Tuesday, November 22, 2011

And then sometimes you get to talk with a guy who is a trauma room military doctor back from a hospital in Afghanistan, someone to talk with about London chefs, Hestor Blumenthal, Gordon Ramsey, Jamie Oliver, and a mutual regard for mountain scenes come up, and where I had a children's book about Sir Edmund Hilary and Everest, this guy has been to the top of a big mountain. Just passing through, going back to the UK.

"It's not so much about the good versus the excellent versus the absolutely brilliant," this chap says, "it's that the people you dealt with were nice, that makes it a great place."

He tells me about health care in the UK. The little sign on the desk between patient and doctor, a disclaimer, saying the doctor is fallible, quite. Politics, we talk. He sees the gross profiteering, the port where Iraq's oil gets shipped--there's no flow-meter on the pumps whatsoever. The GIs are supplied with all the Budweiser, Tabasco, lobster, steaks, whatever, so everyone's happy.

There is little choice, it seems to me, sometimes, but to be an artist.
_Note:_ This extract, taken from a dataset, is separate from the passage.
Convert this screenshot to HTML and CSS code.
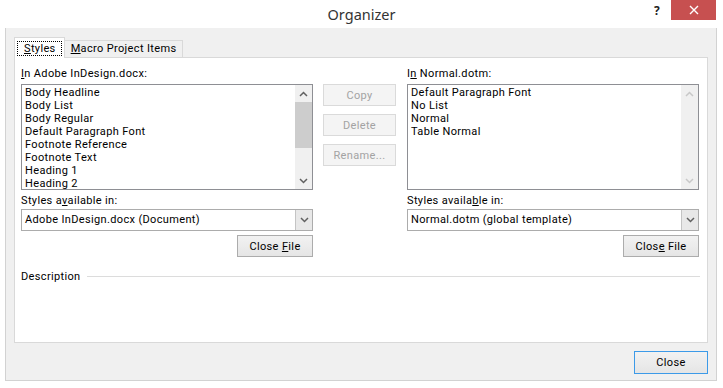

Maybe that's what Kerouac was saying in the oft quoted, Roman Candle People passage at the start of On The Road. Which means that it is natural and healthy for one to, rather than go out and find some profession that plugs a hole in a dyke, or that assumes more on the side that people won't be shot with bullets at the end of the day rather than that they will, rather just be an artist, a representer of nature and humanity.